The impact of rising rates will be less significant for capital-at-risk structures, he said.

"It's going to be felt mostly on principal-protected notes and CDs," he said.

"Equity products pricing depends much more on volatility and the value you get in selling volatility. Those structures are not rate sensitive like the zeros."

Unbelievable growth

Mike Sherzan, president and chief executive officer of Bankers Financial Services LLC, an underwriter of market-linked CDs for banks and credit unions, said that interest rates may not affect demand but will certainly change the nature of the supply being offered.

"Depending on the type of product, there's no question that a rise in interest rates will affect the structures of those things," he said.

But he said that demand for structured CDs is not interest-rates sensitive

"We've seen it with market-linked CDs and also with equity-index annuities. Demand has exploded even with very low interest rates. It's unbelievable the growth of this industry," he said.

"From a consumer perspective, those structured CDs will continue to grow because the need to participate in the market without taking losses overshadows whatever the levels of interest rates may be or what the Fed is doing."

More features

David Hutcheson, head of operations and trading at CD Funding group, also sees structurers improving terms on the products.

"You'll see shorter products or a wider range of structure types or more structure features if we keep going toward a higher interest rates environment," he said.

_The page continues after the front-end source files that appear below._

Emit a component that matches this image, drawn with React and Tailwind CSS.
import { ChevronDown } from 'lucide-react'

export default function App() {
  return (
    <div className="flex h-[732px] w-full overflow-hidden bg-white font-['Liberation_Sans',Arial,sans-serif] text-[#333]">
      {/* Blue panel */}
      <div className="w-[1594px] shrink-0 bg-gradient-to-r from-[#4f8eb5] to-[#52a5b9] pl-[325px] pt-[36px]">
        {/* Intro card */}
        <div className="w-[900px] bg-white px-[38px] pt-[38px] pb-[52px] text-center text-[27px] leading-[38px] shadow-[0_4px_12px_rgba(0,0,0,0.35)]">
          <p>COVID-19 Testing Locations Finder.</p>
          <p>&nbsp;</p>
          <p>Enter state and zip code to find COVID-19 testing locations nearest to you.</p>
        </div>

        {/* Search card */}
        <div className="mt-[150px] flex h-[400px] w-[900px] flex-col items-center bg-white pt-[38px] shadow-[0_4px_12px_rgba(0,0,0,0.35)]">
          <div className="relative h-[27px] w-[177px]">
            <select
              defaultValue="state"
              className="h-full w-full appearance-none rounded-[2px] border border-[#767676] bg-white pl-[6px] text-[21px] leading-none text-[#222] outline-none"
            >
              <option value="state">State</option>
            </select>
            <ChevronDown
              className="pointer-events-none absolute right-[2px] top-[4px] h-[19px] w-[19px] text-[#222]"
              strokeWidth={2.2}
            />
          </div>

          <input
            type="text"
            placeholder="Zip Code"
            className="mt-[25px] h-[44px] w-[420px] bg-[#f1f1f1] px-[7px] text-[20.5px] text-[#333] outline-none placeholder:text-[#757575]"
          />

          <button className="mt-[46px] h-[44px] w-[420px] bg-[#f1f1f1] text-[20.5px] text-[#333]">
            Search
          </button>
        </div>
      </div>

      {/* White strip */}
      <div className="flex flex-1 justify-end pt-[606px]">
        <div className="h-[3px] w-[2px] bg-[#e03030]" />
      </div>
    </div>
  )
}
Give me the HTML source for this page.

"I think the shorter durations will come first because investors need it. There is a mental hurdle when you get past a five-year maturity, especially in the market-linked space. It doesn't fit with the framework. Right now, the very short end of a market-linked CD would be five years."

Some additional and improved features, he said, may include "an increase of the potential upside for some products, like yield-generated products" or "higher minimum returns."

A fixed-income structurer said that he is already working on shorter-dated products for his clients.

"It really makes sense," he said.

He said that he structures 15- to 20-year fixed-rate callable or step-up callable notes.

"Some clients have a coupon target, and over the past few days we've been able to shorten the duration. Instead of an 18-year product, we've offered the same coupon but on a 15-year maturity," he said.